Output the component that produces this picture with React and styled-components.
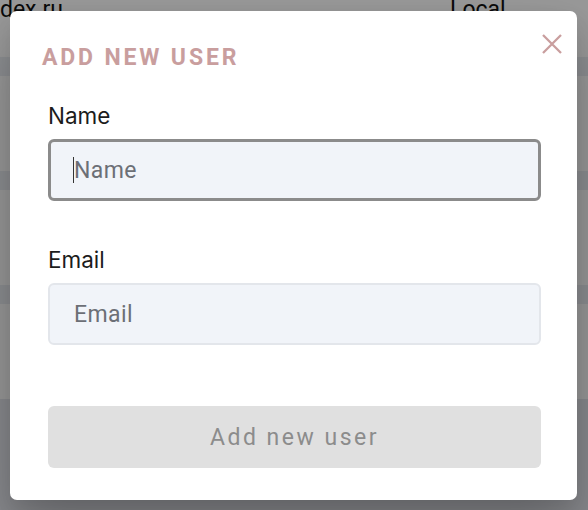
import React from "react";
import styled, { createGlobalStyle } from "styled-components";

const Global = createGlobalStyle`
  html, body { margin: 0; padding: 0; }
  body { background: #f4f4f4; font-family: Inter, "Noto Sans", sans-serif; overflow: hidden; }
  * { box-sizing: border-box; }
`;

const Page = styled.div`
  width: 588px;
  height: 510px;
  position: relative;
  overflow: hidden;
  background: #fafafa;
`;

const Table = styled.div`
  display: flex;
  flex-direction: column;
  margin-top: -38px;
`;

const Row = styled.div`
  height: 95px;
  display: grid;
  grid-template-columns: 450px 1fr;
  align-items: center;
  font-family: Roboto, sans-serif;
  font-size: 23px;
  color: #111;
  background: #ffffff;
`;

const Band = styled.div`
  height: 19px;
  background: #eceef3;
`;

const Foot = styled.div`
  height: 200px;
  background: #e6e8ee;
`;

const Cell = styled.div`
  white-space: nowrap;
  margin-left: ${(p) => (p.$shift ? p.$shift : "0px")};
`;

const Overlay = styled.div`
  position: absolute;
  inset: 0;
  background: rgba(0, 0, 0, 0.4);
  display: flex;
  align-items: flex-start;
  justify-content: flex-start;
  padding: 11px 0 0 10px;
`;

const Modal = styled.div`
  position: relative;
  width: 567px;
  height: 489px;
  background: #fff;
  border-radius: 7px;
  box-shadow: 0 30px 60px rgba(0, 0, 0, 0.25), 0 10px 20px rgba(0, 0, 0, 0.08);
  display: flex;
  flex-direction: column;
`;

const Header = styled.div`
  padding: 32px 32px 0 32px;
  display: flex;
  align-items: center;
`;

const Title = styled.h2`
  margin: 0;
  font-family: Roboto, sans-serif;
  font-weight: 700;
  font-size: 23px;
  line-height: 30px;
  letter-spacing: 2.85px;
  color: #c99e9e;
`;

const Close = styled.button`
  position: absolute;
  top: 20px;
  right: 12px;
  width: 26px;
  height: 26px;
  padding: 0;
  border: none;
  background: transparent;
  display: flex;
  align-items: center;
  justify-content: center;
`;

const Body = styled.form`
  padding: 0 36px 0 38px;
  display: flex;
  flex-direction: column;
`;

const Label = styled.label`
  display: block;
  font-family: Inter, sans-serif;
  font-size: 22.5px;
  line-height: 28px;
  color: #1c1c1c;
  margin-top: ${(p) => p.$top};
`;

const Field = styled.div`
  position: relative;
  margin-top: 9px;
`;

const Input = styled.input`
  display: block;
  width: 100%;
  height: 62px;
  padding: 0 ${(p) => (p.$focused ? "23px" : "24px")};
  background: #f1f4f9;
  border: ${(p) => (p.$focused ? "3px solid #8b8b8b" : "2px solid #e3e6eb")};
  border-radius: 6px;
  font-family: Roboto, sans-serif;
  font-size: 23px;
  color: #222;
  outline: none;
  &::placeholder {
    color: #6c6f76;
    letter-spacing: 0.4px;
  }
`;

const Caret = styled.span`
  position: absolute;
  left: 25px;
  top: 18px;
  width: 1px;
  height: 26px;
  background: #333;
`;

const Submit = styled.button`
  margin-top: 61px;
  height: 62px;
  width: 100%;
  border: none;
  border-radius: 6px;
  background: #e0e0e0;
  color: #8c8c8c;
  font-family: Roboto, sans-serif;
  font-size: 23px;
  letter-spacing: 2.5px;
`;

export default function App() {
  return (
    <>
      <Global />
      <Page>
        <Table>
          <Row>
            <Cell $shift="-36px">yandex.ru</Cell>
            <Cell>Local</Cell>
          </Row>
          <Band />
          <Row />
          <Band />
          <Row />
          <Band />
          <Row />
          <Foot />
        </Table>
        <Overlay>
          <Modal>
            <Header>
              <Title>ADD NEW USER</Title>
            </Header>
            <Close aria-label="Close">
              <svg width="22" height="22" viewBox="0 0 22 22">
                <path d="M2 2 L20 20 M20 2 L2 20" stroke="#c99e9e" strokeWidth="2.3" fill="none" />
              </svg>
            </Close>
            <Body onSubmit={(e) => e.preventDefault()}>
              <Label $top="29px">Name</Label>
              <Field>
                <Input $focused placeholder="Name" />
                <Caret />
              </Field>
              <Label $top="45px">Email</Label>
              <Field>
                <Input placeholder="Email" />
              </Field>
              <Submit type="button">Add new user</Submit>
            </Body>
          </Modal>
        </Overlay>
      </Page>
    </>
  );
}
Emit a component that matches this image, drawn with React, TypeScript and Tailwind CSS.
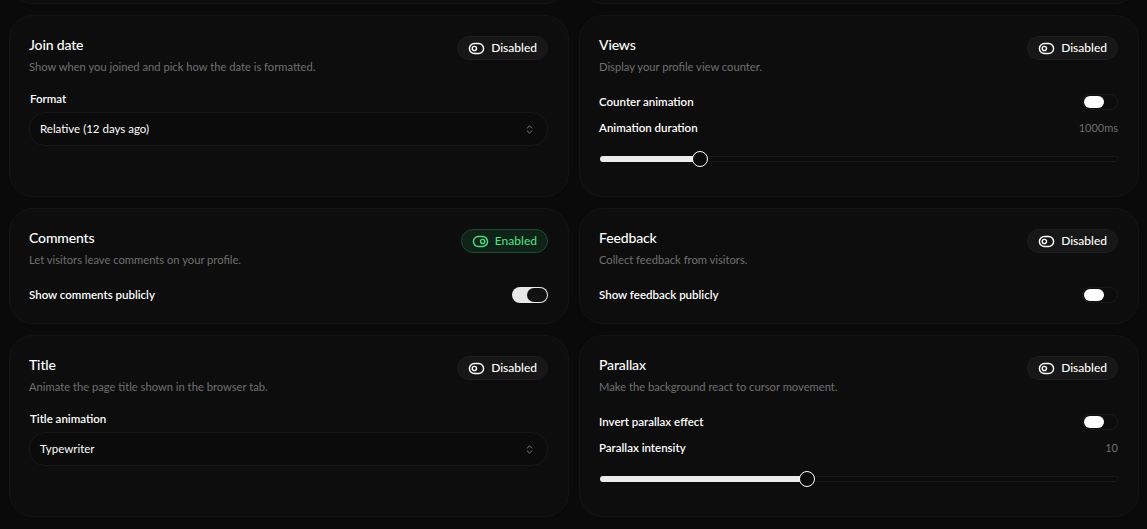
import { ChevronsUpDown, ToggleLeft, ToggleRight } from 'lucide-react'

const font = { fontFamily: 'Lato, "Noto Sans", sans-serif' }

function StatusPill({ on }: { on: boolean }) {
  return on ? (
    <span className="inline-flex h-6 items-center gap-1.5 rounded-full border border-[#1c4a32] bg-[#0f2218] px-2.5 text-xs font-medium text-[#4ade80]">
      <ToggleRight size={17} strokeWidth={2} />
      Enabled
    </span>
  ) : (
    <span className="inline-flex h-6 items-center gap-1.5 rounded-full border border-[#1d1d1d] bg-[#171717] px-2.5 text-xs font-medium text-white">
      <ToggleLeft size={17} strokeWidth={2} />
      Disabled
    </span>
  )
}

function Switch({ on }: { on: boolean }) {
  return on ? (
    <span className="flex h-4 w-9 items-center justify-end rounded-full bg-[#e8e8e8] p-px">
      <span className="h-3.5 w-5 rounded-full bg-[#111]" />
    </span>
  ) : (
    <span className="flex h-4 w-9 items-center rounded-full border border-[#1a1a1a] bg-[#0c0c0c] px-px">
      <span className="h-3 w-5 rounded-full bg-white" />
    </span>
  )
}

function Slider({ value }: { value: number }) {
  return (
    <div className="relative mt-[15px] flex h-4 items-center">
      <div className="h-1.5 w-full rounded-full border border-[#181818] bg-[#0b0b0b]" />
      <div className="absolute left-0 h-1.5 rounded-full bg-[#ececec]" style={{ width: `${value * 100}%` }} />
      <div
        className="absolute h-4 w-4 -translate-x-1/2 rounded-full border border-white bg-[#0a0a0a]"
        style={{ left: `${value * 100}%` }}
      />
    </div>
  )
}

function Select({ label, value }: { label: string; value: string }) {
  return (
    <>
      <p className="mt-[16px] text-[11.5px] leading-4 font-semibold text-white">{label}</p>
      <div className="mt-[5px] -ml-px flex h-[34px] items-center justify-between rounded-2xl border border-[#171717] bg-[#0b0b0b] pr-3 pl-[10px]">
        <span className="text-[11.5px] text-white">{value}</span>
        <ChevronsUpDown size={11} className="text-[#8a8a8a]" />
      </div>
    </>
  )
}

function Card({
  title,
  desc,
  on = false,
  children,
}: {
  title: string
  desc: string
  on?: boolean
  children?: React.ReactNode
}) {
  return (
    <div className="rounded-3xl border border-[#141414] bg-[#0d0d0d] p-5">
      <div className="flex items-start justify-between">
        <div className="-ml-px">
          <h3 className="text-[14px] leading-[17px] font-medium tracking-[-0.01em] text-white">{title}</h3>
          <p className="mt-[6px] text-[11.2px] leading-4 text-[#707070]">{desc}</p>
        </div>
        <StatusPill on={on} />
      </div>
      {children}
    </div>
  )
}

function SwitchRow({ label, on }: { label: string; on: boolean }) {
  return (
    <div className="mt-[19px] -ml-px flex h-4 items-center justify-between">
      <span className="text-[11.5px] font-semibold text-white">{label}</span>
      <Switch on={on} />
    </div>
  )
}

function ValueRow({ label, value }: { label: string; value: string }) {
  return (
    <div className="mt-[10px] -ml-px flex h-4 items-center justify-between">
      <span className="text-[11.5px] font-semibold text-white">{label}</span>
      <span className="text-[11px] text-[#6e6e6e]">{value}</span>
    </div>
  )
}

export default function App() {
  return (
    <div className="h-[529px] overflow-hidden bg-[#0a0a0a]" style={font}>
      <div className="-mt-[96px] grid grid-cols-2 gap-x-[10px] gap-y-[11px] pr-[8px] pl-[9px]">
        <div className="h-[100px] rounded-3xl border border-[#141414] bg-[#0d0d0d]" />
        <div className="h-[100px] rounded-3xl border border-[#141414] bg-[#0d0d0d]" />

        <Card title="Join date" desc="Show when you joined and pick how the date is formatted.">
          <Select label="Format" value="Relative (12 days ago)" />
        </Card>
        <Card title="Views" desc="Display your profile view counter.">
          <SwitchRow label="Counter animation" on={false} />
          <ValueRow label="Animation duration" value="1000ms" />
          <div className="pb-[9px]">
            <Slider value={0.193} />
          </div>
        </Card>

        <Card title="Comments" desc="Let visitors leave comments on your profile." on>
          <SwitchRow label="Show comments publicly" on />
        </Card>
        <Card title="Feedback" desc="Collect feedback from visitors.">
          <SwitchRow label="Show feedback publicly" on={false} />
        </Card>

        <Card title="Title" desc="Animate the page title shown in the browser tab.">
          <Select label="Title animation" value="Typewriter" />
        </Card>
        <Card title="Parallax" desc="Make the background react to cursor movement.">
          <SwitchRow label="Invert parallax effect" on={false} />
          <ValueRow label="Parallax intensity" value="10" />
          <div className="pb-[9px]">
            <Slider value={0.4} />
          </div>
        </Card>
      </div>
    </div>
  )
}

== == ==

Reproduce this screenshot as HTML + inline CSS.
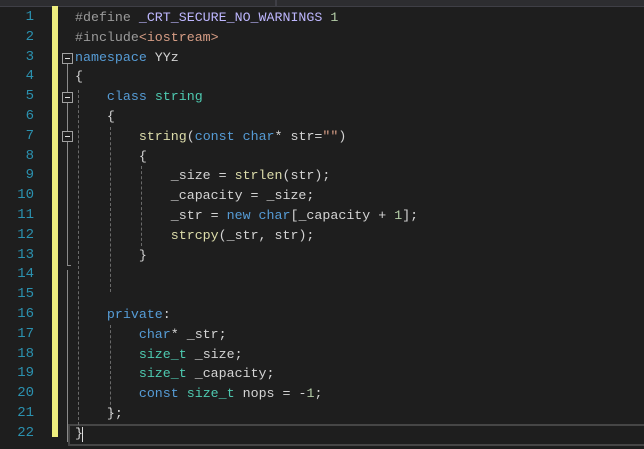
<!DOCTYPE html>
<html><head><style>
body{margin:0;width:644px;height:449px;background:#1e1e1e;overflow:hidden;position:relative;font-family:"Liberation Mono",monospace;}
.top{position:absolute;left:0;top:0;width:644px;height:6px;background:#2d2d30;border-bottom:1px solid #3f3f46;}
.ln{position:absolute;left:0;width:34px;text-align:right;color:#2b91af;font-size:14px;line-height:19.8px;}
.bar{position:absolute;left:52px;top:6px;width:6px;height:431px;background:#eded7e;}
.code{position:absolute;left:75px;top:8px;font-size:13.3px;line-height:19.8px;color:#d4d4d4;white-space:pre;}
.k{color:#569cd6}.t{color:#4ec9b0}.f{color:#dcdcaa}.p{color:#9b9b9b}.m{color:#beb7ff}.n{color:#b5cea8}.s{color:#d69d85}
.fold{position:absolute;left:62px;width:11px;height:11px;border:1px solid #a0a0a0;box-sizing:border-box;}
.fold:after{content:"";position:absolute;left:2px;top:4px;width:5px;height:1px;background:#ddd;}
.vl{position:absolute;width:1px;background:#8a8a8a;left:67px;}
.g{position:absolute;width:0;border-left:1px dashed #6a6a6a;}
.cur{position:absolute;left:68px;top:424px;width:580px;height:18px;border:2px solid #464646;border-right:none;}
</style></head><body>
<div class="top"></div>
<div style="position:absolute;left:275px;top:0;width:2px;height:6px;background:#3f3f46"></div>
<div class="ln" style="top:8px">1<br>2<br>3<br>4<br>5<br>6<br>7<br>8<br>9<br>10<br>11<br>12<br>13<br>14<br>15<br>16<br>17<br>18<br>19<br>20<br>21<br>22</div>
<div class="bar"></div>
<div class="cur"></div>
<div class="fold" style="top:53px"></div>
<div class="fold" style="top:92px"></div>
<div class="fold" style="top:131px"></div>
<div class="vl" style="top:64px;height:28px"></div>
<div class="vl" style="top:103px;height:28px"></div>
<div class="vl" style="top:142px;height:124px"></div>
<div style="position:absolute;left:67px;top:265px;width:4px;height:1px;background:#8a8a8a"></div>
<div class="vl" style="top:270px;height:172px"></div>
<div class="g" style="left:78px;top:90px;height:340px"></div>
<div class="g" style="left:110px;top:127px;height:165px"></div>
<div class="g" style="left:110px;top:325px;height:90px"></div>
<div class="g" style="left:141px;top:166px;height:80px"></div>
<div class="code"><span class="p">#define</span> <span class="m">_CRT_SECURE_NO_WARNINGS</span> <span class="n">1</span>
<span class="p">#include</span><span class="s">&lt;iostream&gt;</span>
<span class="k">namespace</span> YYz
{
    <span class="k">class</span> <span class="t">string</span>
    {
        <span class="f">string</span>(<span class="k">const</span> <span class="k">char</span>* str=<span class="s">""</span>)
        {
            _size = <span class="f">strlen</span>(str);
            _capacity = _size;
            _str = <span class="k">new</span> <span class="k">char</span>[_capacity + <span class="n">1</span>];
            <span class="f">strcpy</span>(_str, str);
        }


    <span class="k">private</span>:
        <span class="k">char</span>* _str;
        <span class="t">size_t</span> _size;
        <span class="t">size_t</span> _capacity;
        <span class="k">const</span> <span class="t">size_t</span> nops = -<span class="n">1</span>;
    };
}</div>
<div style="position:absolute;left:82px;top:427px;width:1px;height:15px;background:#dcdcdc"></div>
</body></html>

== == ==

**Problem statement:** In the records above, find the lines containing "components" and copy them.

**Reply to the task:**
Output the component that produces this picture with React and styled-components.
import styled, { createGlobalStyle } from "styled-components";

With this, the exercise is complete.